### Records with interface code
+ + + +

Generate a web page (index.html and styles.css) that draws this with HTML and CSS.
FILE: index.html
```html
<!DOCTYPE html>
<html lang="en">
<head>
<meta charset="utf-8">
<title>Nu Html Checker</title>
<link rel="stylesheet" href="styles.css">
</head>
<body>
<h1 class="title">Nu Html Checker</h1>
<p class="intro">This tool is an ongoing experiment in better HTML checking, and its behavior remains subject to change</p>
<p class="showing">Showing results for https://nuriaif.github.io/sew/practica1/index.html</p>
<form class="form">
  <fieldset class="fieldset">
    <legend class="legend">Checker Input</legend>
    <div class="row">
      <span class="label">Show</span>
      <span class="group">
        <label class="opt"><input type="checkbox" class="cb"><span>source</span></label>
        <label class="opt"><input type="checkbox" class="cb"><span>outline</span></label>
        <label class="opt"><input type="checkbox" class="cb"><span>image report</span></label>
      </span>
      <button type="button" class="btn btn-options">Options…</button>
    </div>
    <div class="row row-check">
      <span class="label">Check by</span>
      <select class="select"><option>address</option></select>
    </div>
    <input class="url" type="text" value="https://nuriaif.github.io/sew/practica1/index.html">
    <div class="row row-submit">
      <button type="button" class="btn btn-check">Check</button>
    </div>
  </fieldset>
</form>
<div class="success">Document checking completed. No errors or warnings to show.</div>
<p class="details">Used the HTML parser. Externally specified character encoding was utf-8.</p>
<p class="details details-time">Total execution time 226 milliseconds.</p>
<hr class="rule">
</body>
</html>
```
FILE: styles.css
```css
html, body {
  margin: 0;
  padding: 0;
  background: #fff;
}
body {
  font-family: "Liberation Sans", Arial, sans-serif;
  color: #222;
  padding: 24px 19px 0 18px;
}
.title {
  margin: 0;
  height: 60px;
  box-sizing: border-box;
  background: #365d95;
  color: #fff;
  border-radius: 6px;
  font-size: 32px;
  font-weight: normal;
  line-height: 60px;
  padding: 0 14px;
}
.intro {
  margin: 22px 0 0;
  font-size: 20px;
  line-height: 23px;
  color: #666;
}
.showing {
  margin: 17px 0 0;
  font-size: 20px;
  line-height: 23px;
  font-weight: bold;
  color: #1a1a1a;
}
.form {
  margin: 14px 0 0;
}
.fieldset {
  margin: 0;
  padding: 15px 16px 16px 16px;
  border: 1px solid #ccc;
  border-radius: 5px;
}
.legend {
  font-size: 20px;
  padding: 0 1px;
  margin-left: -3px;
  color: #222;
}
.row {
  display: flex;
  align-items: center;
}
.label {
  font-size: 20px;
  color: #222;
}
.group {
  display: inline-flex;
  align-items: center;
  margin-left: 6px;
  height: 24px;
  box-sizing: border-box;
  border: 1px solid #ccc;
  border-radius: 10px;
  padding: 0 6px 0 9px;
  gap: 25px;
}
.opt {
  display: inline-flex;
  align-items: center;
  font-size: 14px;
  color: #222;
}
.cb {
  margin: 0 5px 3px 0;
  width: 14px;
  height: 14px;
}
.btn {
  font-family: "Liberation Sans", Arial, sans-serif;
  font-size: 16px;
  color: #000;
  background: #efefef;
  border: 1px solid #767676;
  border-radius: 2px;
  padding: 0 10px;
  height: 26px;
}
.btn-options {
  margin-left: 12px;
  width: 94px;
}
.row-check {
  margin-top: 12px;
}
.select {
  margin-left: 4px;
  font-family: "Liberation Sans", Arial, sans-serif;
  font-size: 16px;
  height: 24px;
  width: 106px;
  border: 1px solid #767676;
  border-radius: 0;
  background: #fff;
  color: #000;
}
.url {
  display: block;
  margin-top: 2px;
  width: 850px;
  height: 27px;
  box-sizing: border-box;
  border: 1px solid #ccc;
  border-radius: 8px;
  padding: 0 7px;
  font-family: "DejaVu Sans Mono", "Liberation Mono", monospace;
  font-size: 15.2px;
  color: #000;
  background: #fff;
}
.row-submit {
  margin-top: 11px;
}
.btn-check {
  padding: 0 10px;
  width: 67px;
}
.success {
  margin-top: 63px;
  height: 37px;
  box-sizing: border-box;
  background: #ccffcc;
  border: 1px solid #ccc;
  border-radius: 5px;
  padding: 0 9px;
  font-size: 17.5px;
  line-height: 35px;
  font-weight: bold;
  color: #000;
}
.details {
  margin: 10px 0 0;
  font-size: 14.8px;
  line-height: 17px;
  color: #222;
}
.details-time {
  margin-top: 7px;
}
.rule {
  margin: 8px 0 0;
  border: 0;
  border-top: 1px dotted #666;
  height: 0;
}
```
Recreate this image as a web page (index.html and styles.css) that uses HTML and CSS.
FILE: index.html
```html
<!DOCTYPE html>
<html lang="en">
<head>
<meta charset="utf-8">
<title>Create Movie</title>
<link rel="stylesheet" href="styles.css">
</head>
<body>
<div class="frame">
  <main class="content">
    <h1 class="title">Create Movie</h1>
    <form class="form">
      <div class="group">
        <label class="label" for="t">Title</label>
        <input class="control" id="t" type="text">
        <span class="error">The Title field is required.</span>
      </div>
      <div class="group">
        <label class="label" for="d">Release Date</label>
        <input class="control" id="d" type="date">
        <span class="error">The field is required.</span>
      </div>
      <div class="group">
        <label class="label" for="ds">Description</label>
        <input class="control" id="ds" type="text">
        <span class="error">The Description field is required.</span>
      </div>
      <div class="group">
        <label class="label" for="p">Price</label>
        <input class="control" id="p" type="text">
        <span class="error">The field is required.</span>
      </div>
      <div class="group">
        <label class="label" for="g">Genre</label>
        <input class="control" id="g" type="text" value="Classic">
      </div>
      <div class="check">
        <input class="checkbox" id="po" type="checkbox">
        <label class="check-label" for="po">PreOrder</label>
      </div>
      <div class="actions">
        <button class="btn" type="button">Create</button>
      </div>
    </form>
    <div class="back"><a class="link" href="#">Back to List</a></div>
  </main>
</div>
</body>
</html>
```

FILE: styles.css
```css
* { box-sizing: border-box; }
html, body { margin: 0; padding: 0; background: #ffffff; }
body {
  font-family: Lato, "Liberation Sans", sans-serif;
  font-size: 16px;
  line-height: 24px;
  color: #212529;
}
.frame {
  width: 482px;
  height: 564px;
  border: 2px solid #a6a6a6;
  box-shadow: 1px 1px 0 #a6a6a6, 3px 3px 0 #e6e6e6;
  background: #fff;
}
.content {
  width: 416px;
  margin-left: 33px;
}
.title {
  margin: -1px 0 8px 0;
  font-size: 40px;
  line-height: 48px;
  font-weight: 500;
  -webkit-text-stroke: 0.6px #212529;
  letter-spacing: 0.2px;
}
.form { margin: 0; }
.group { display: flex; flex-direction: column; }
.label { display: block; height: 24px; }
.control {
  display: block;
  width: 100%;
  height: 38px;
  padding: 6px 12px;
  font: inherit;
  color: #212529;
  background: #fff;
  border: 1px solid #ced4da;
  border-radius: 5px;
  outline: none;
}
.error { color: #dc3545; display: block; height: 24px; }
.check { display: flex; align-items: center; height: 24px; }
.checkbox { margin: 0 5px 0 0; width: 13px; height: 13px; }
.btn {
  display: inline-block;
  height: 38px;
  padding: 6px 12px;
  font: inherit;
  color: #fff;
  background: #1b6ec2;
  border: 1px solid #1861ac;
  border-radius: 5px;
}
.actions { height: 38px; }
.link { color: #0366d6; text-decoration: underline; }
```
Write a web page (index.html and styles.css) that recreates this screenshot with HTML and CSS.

+ + + +

### AIM OF THE TASK
Write an exact transcription of every entry above.

### FINISHED ANSWER
Generate a web page (index.html and styles.css) that draws this with HTML and CSS.
FILE: index.html
```html
<!DOCTYPE html>
<html lang="en">
<head>
<meta charset="utf-8">
<title>Nu Html Checker</title>
<link rel="stylesheet" href="styles.css">
</head>
<body>
<h1 class="title">Nu Html Checker</h1>
<p class="intro">This tool is an ongoing experiment in better HTML checking, and its behavior remains subject to change</p>
<p class="showing">Showing results for https://nuriaif.github.io/sew/practica1/index.html</p>
<form class="form">
  <fieldset class="fieldset">
    <legend class="legend">Checker Input</legend>
    <div class="row">
      <span class="label">Show</span>
      <span class="group">
        <label class="opt"><input type="checkbox" class="cb"><span>source</span></label>
        <label class="opt"><input type="checkbox" class="cb"><span>outline</span></label>
        <label class="opt"><input type="checkbox" class="cb"><span>image report</span></label>
      </span>
      <button type="button" class="btn btn-options">Options…</button>
    </div>
    <div class="row row-check">
      <span class="label">Check by</span>
      <select class="select"><option>address</option></select>
    </div>
    <input class="url" type="text" value="https://nuriaif.github.io/sew/practica1/index.html">
    <div class="row row-submit">
      <button type="button" class="btn btn-check">Check</button>
    </div>
  </fieldset>
</form>
<div class="success">Document checking completed. No errors or warnings to show.</div>
<p class="details">Used the HTML parser. Externally specified character encoding was utf-8.</p>
<p class="details details-time">Total execution time 226 milliseconds.</p>
<hr class="rule">
</body>
</html>
```
FILE: styles.css
```css
html, body {
  margin: 0;
  padding: 0;
  background: #fff;
}
body {
  font-family: "Liberation Sans", Arial, sans-serif;
  color: #222;
  padding: 24px 19px 0 18px;
}
.title {
  margin: 0;
  height: 60px;
  box-sizing: border-box;
  background: #365d95;
  color: #fff;
  border-radius: 6px;
  font-size: 32px;
  font-weight: normal;
  line-height: 60px;
  padding: 0 14px;
}
.intro {
  margin: 22px 0 0;
  font-size: 20px;
  line-height: 23px;
  color: #666;
}
.showing {
  margin: 17px 0 0;
  font-size: 20px;
  line-height: 23px;
  font-weight: bold;
  color: #1a1a1a;
}
.form {
  margin: 14px 0 0;
}
.fieldset {
  margin: 0;
  padding: 15px 16px 16px 16px;
  border: 1px solid #ccc;
  border-radius: 5px;
}
.legend {
  font-size: 20px;
  padding: 0 1px;
  margin-left: -3px;
  color: #222;
}
.row {
  display: flex;
  align-items: center;
}
.label {
  font-size: 20px;
  color: #222;
}
.group {
  display: inline-flex;
  align-items: center;
  margin-left: 6px;
  height: 24px;
  box-sizing: border-box;
  border: 1px solid #ccc;
  border-radius: 10px;
  padding: 0 6px 0 9px;
  gap: 25px;
}
.opt {
  display: inline-flex;
  align-items: center;
  font-size: 14px;
  color: #222;
}
.cb {
  margin: 0 5px 3px 0;
  width: 14px;
  height: 14px;
}
.btn {
  font-family: "Liberation Sans", Arial, sans-serif;
  font-size: 16px;
  color: #000;
  background: #efefef;
  border: 1px solid #767676;
  border-radius: 2px;
  padding: 0 10px;
  height: 26px;
}
.btn-options {
  margin-left: 12px;
  width: 94px;
}
.row-check {
  margin-top: 12px;
}
.select {
  margin-left: 4px;
  font-family: "Liberation Sans", Arial, sans-serif;
  font-size: 16px;
  height: 24px;
  width: 106px;
  border: 1px solid #767676;
  border-radius: 0;
  background: #fff;
  color: #000;
}
.url {
  display: block;
  margin-top: 2px;
  width: 850px;
  height: 27px;
  box-sizing: border-box;
  border: 1px solid #ccc;
  border-radius: 8px;
  padding: 0 7px;
  font-family: "DejaVu Sans Mono", "Liberation Mono", monospace;
  font-size: 15.2px;
  color: #000;
  background: #fff;
}
.row-submit {
  margin-top: 11px;
}
.btn-check {
  padding: 0 10px;
  width: 67px;
}
.success {
  margin-top: 63px;
  height: 37px;
  box-sizing: border-box;
  background: #ccffcc;
  border: 1px solid #ccc;
  border-radius: 5px;
  padding: 0 9px;
  font-size: 17.5px;
  line-height: 35px;
  font-weight: bold;
  color: #000;
}
.details {
  margin: 10px 0 0;
  font-size: 14.8px;
  line-height: 17px;
  color: #222;
}
.details-time {
  margin-top: 7px;
}
.rule {
  margin: 8px 0 0;
  border: 0;
  border-top: 1px dotted #666;
  height: 0;
}
```
Recreate this image as a web page (index.html and styles.css) that uses HTML and CSS.
FILE: index.html
```html
<!DOCTYPE html>
<html lang="en">
<head>
<meta charset="utf-8">
<title>Create Movie</title>
<link rel="stylesheet" href="styles.css">
</head>
<body>
<div class="frame">
  <main class="content">
    <h1 class="title">Create Movie</h1>
    <form class="form">
      <div class="group">
        <label class="label" for="t">Title</label>
        <input class="control" id="t" type="text">
        <span class="error">The Title field is required.</span>
      </div>
      <div class="group">
        <label class="label" for="d">Release Date</label>
        <input class="control" id="d" type="date">
        <span class="error">The field is required.</span>
      </div>
      <div class="group">
        <label class="label" for="ds">Description</label>
        <input class="control" id="ds" type="text">
        <span class="error">The Description field is required.</span>
      </div>
      <div class="group">
        <label class="label" for="p">Price</label>
        <input class="control" id="p" type="text">
        <span class="error">The field is required.</span>
      </div>
      <div class="group">
        <label class="label" for="g">Genre</label>
        <input class="control" id="g" type="text" value="Classic">
      </div>
      <div class="check">
        <input class="checkbox" id="po" type="checkbox">
        <label class="check-label" for="po">PreOrder</label>
      </div>
      <div class="actions">
        <button class="btn" type="button">Create</button>
      </div>
    </form>
    <div class="back"><a class="link" href="#">Back to List</a></div>
  </main>
</div>
</body>
</html>
```

FILE: styles.css
```css
* { box-sizing: border-box; }
html, body { margin: 0; padding: 0; background: #ffffff; }
body {
  font-family: Lato, "Liberation Sans", sans-serif;
  font-size: 16px;
  line-height: 24px;
  color: #212529;
}
.frame {
  width: 482px;
  height: 564px;
  border: 2px solid #a6a6a6;
  box-shadow: 1px 1px 0 #a6a6a6, 3px 3px 0 #e6e6e6;
  background: #fff;
}
.content {
  width: 416px;
  margin-left: 33px;
}
.title {
  margin: -1px 0 8px 0;
  font-size: 40px;
  line-height: 48px;
  font-weight: 500;
  -webkit-text-stroke: 0.6px #212529;
  letter-spacing: 0.2px;
}
.form { margin: 0; }
.group { display: flex; flex-direction: column; }
.label { display: block; height: 24px; }
.control {
  display: block;
  width: 100%;
  height: 38px;
  padding: 6px 12px;
  font: inherit;
  color: #212529;
  background: #fff;
  border: 1px solid #ced4da;
  border-radius: 5px;
  outline: none;
}
.error { color: #dc3545; display: block; height: 24px; }
.check { display: flex; align-items: center; height: 24px; }
.checkbox { margin: 0 5px 0 0; width: 13px; height: 13px; }
.btn {
  display: inline-block;
  height: 38px;
  padding: 6px 12px;
  font: inherit;
  color: #fff;
  background: #1b6ec2;
  border: 1px solid #1861ac;
  border-radius: 5px;
}
.actions { height: 38px; }
.link { color: #0366d6; text-decoration: underline; }
```
Write a web page (index.html and styles.css) that recreates this screenshot with HTML and CSS.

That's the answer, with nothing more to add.